Two equations can be
transposed in order
The approach is to form an "augmented" matrix formed by placing b as a new
final column of A. When a situation is reached when there is one constant in
column
1, two in column 3 etc a solution can be found. The process is called Backward
Substitution.
Example
2x + y + z = 8
1/2 y + 1/2 z = 1
2y + z = 5
Eliminate y from the first equation by adding -2 times the second equation to
the first
Eliminate y from the third equation by adding -4 times the second equation to
the third
2x - 2z = 6
1/2 y + 1/2 z = 1
-z = 1
Eliminate z from the first equation by adding -2 times the third equation to the
first
and then eliminate z from the second equation by adding 0.5 itmes the third
equation to the second
2x = 4
1/2y = 3/2
-z = 1
The version used in the code is similar except that the objective is to obtain
1s along the diagonal of A and 0s elsewhere
Matrix Factorization -
LU Decomposition
This involves using Gaussian elimination to
factor a matrix into a product of
matrices that are easier to manipulate.
The factorization is particularly useful when
it has the form A = LU, whrere L is
lower triangular and U is upper triangular.

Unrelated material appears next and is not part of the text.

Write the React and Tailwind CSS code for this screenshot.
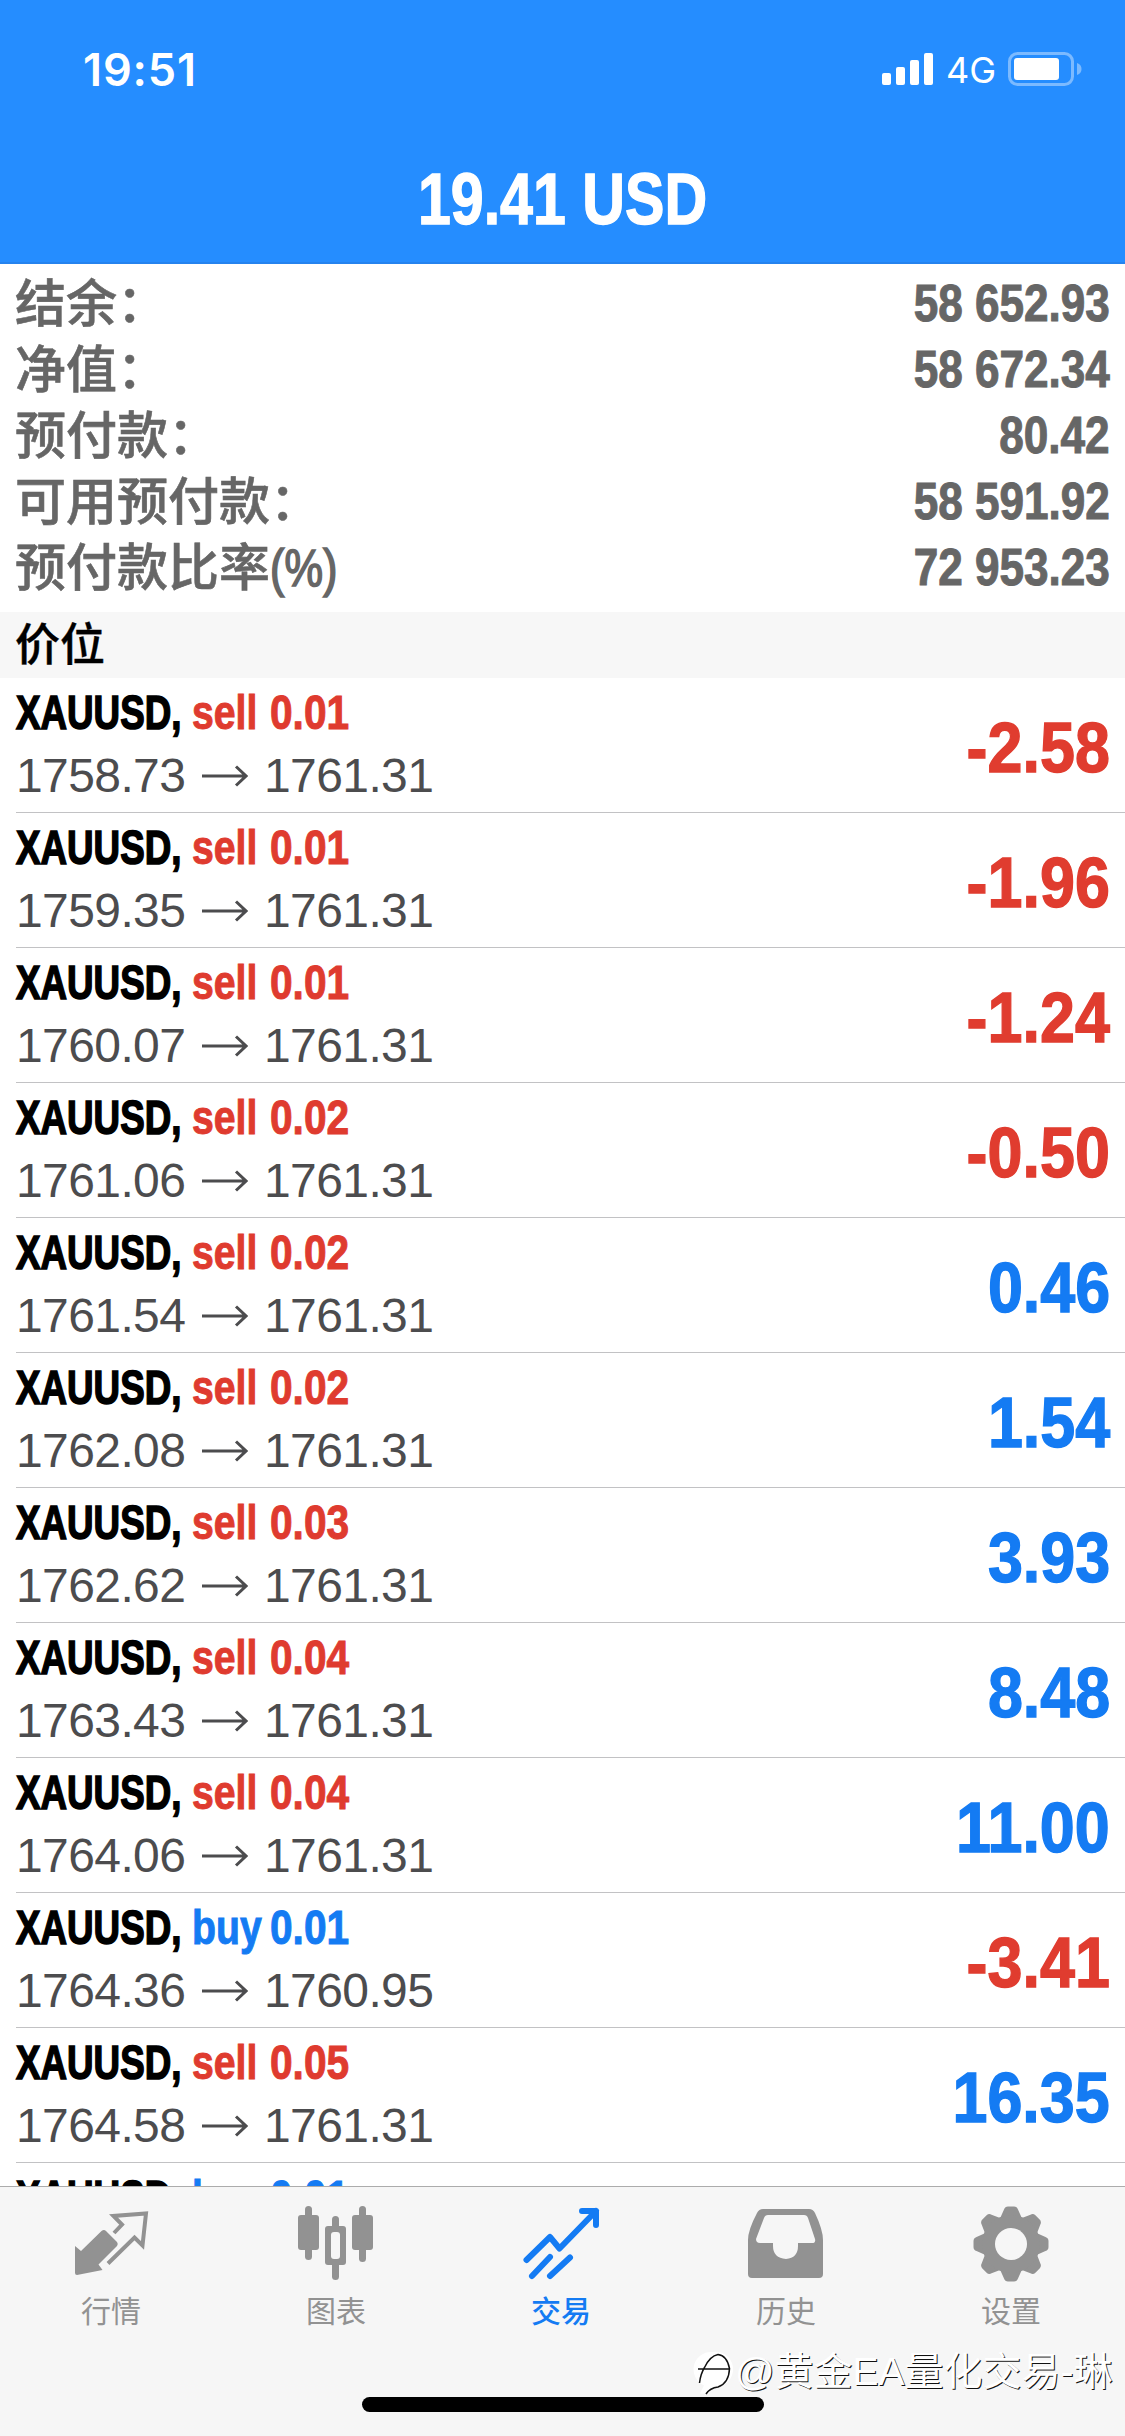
const account = [
  { label: '结余：', value: '58 652.93' },
  { label: '净值：', value: '58 672.34' },
  { label: '预付款：', value: '80.42' },
  { label: '可用预付款：', value: '58 591.92' },
  { label: '预付款比率', unit: '(%)', value: '72 953.23' },
]

const positions = [
  { side: 'sell', volume: '0.01', open: '1758.73', price: '1761.31', profit: '-2.58' },
  { side: 'sell', volume: '0.01', open: '1759.35', price: '1761.31', profit: '-1.96' },
  { side: 'sell', volume: '0.01', open: '1760.07', price: '1761.31', profit: '-1.24' },
  { side: 'sell', volume: '0.02', open: '1761.06', price: '1761.31', profit: '-0.50' },
  { side: 'sell', volume: '0.02', open: '1761.54', price: '1761.31', profit: '0.46' },
  { side: 'sell', volume: '0.02', open: '1762.08', price: '1761.31', profit: '1.54' },
  { side: 'sell', volume: '0.03', open: '1762.62', price: '1761.31', profit: '3.93' },
  { side: 'sell', volume: '0.04', open: '1763.43', price: '1761.31', profit: '8.48' },
  { side: 'sell', volume: '0.04', open: '1764.06', price: '1761.31', profit: '11.00' },
  { side: 'buy', volume: '0.01', open: '1764.36', price: '1760.95', profit: '-3.41' },
  { side: 'sell', volume: '0.05', open: '1764.58', price: '1761.31', profit: '16.35' },
  { side: 'buy', volume: '0.01' },
]

function StatusBar() {
  return (
    <div className="flex h-[138px] items-center justify-between pl-[83px] pr-[43px] text-white">
      <span className="font-['Inter'] text-[45px] font-semibold leading-none tracking-[0.9px]">19:51</span>
      <div className="flex items-center">
        <svg width="51" height="32" viewBox="0 0 51 32" fill="currentColor">
          <rect x="0" y="20" width="9" height="12" rx="2" />
          <rect x="14" y="14" width="9" height="18" rx="2" />
          <rect x="28" y="7" width="9" height="25" rx="2" />
          <rect x="42" y="0" width="9" height="32" rx="2" />
        </svg>
        <span className="ml-[13px] w-[50px] pt-[2px] font-['Inter'] text-[36px] leading-none">4G</span>
        <svg className="ml-[12px]" width="74" height="34" viewBox="0 0 74 34" fill="none">
          <rect x="1.5" y="1.5" width="63" height="31" rx="8" stroke="#fff" strokeOpacity=".4" strokeWidth="3" />
          <rect x="6" y="6" width="45" height="22" rx="3" fill="#fff" />
          <path d="M69 11c3 1 4.500 3 4.500 6s-1.500 5-4.500 6z" fill="#fff" fillOpacity=".4" />
        </svg>
      </div>
    </div>
  )
}

function Position({ side, volume, open, price, profit }) {
  const loss = profit && profit.startsWith('-')
  return (
    <div className="ml-4 flex h-[135px] shrink-0 items-center justify-between border-b border-[#c2c2c4] pr-[15px]">
      <div className="h-[134px] pt-[3px]">
        <div className={`flex h-[63px] items-center whitespace-pre text-[49px] font-bold leading-none [-webkit-text-stroke:1px] ${side === 'sell' ? 'text-[#df3b2f]' : 'text-[#147bf3]'}`}>
          <span className="w-[176px] origin-left scale-x-[0.75] text-black [-webkit-text-stroke:1.6px_black]">XAUUSD,</span>
          <span className="w-[78px] origin-left scale-x-[0.8]">{side}</span>
          <span className="origin-left scale-x-[0.83]">{volume}</span>
        </div>
        {open && (
          <div className="flex h-[64px] items-center text-[48px] leading-none tracking-[-0.6px] text-[#4c4c4e]">
            <span className="w-[186px]">{open}</span>
            <svg width="46" height="22" viewBox="0 0 46 22" fill="none" stroke="currentColor" strokeWidth="3">
              <path d="M0 11h43M34 1.500l10 9.500-10 9.500" />
            </svg>
            <span className="ml-[16px]">{price}</span>
          </div>
        )}
      </div>
      {profit && (
        <span className={`origin-right scale-x-[0.885] pt-[5px] text-[71px] font-bold leading-none [-webkit-text-stroke:1.4px] ${loss ? 'text-[#e03c2f]' : 'text-[#147bf3]'}`}>
          {profit}
        </span>
      )}
    </div>
  )
}

function QuotesIcon() {
  return (
    <svg width="76" height="76" viewBox="0 0 76 76" fill="none">
      <path d="M2 40l6 5 20.500-20q2.500-2 4.500 0l11 11q1.500 2 0 4L25.500 58.500l4 5.500L4 69q-2 0-2-2z" fill="#929292" />
      <path d="M41 27l8-8.500-8.500-8.500L73 7.500l-3.500 32-8-8L35 57.500" stroke="#929292" strokeWidth="4" />
    </svg>
  )
}

function ChartIcon() {
  return (
    <svg width="76" height="76" viewBox="0 0 76 76" fill="#929292">
      <rect x="7" y="0" width="7" height="54" rx="3.500" />
      <rect x="0" y="9" width="21" height="35" rx="3" />
      <rect x="34" y="10" width="7" height="64" rx="3.500" />
      <rect x="27" y="20" width="21" height="39" rx="3" />
      <rect x="33" y="26" width="9" height="27" rx="3" fill="#f6f6f6" />
      <rect x="61" y="0" width="7" height="56" rx="3.500" />
      <rect x="54" y="9" width="21" height="35" rx="3" />
    </svg>
  )
}

function TradeIcon() {
  return (
    <svg width="76" height="76" viewBox="0 0 76 76" fill="none" stroke="#147bf3" strokeWidth="6" strokeLinecap="round" strokeLinejoin="round">
      <path d="M3.500 54L27 31l9.500 11.500L73 5M59 5h14v14M9 70l18-19M27 70l20-18.500" />
    </svg>
  )
}

function HistoryIcon() {
  return (
    <svg width="76" height="76" viewBox="0 0 76 76">
      <path d="M15 3h46q4 0 6 4 8 17 8 27v34q0 4-4 4H4q-4 0-4-4V34Q0 24 9 7q2-4 6-4z" fill="#929292" />
      <path d="M20 9h36q3 0 4 3l7 21q1 4-3 4H50v3q0 12-12 13-13-1-13-13v-3H12q-4 0-4-4l8-21q1-3 4-3z" fill="#f6f6f6" />
    </svg>
  )
}

function SettingsIcon() {
  return (
    <svg width="76" height="76" viewBox="0 0 76 76" fill="#929292">
      {[0, 45, 90, 135].map((deg) => (
        <path key={deg} transform={`rotate(${deg} 38 38)`} d="M35 .5h6q3 0 4 3l4 9v51l-4 9q-1 3-4 3h-6q-3 0-4-3l-4-9v-51l4-9q1-3 4-3z" />
      ))}
      <circle cx="38" cy="38" r="29" />
      <circle cx="38" cy="38" r="16" fill="#f6f6f6" />
    </svg>
  )
}

const tabs = [
  { label: '行情', Icon: QuotesIcon },
  { label: '图表', Icon: ChartIcon },
  { label: '交易', Icon: TradeIcon, active: true },
  { label: '历史', Icon: HistoryIcon },
  { label: '设置', Icon: SettingsIcon },
]

function TabBar() {
  return (
    <nav className="relative h-[250px] shrink-0 border-t border-[#acacac] bg-[#f6f6f6]">
      <div className="grid grid-cols-5 pt-[19px]">
        {tabs.map(({ label, Icon, active }) => (
          <div key={label} className="flex flex-col items-center gap-[10px] pr-[3px] [&>svg]:overflow-visible">
            <Icon />
            <span className={`text-[30px] leading-10 ${active ? 'font-medium text-[#147bf3]' : 'text-[#929292]'}`}>{label}</span>
          </div>
        ))}
      </div>
      <div className="absolute bottom-6 left-[362px] h-[15px] w-[402px] rounded-full bg-black" />
      <div className="absolute left-[693px] top-[160px] flex items-center whitespace-nowrap text-white">
        <svg width="42" height="50" viewBox="0 0 42 50">
          <path d="M19 5a17.500 17.500 0 0 1 7 34.500q-7 1-10 7H7l4-8A17.500 17.500 0 0 1 19 5z" fill="#fff" />
          <path d="M6.500 36q1-9 5-15.500Q17 9 25 7.500q9 1 11.500 14Q36 36 25 40q-8 1-12 7M5 22h31" fill="none" stroke="#111" strokeWidth="1.500" />
        </svg>
        <span className="text-[39px] leading-[50px] [text-shadow:1px_1px_0_#111]">@黄金EA量化交易-琳</span>
      </div>
    </nav>
  )
}

export default function App() {
  return (
    <div className="flex h-[2436px] w-[1125px] flex-col overflow-hidden bg-white font-['Liberation_Sans','Noto_Sans_CJK_SC',sans-serif]">
      <header className="h-[264px] shrink-0 border-b-2 border-[#2583ee] bg-[#258dff]">
        <StatusBar />
        <h1 className="scale-x-[0.81] pt-[23px] text-center text-[73px] font-bold leading-[76px] text-white [-webkit-text-stroke:1.4px]">19.41 USD</h1>
      </header>

      <section className="h-[348px] shrink-0 pl-[15px] pr-[15px] pt-[6px] font-bold text-[#666]">
        {account.map(({ label, unit, value }) => (
          <div key={label} className="flex h-[66px] items-center justify-between">
            <span className="whitespace-nowrap pt-[2px] text-[51px] font-medium leading-none [-webkit-text-stroke:0.6px]">
              {label}
              {unit && <span className="inline-block origin-left scale-x-[0.85] [-webkit-text-stroke:1.6px]">{unit}</span>}
            </span>
            <span className="origin-right scale-x-[0.865] text-[51px] leading-none [-webkit-text-stroke:1px]">{value}</span>
          </div>
        ))}
      </section>

      <h2 className="h-[66px] shrink-0 bg-[#f7f7f7] px-[15px] text-[45px] font-medium leading-[68px] text-black [-webkit-text-stroke:0.4px]">价位</h2>

      <main className="flex min-h-0 flex-1 flex-col overflow-hidden">
        {positions.map((p, i) => (
          <Position key={i} {...p} />
        ))}
      </main>

      <TabBar />
    </div>
  )
}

Now Ax = b can be written as LUx = b.
We then use a two-step process and let y = Ux. We solve the system Ly = b for y.
Now we solve Y = Ux for x.
It can be shown that this greatly reduces the
number of steps required.
Special Matrices
Solution techniques are facilitated for certain types of matrices.
Strictly Diagonally Dominant
A matrix A is strictly diagonally dominant when abs (aii) > the
summation of from
j = 1 to n (j does not equal i) of the absolute values of aij
A matrix with the following row vectors is strictly diagonally dominant.
(7 2 0), (3 5 -1), (0, 5 -6)
A strictly diagonally dominant matrix A is non-singular. In addition, in this
case
Gaussian elimination can be performed on any linear system of the form Ax = b to
obtain its unique solution without row or column interchanges, and the
computations
are stable with respect to the growth of round-off errors.